Dr Santosh Dahiya, one of the leading woman Khap leaders of the state and national president of Akhil Bhartiya Mahila Shakti Manch, says now that there is so much shortage of brides among the Jat community, the boys in Haryana are left with no choice, but to marry outside. "We have been carrying out an aggressive campaign for the last few years to give women bought or brought from outside the same `maan-samman’ (honour and dignity) as any local woman. We want marriages to be solemnized in a proper manner instead of the girls being bought," she says.

Talking about the agents involved in the `bride business’, Dahiya says there are organized gangs operating in the state. "These agents are professionals. They work like a mafia and never come out in the open. Problems for the girls start when they are exploited by their in-laws, ill-treated or sometimes even re-sold."

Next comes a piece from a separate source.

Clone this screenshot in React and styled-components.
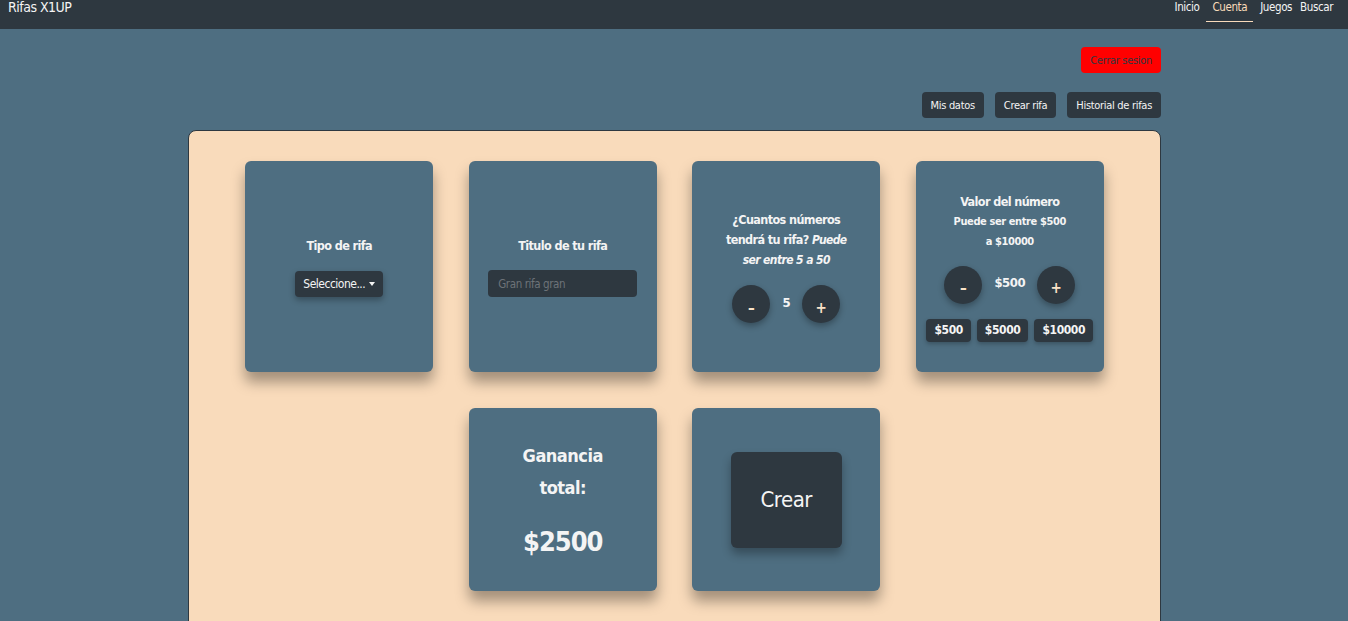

According to Khushwant Singh from Rohtak, the skewed sex-ratio among the Jats in Haryana is the prime reason for the shortage of girls. "The rigid system of not allowing inter-caste marriages or not marrying same gotra girls has only led to increase the shortage of brides. How long will the community depend on girls from other states? The need of the hour is to learn from past mistakes and stop killing females, besides making marriages more flexible. Otherwise the problem will just persist, but also get worse in the coming years," he says.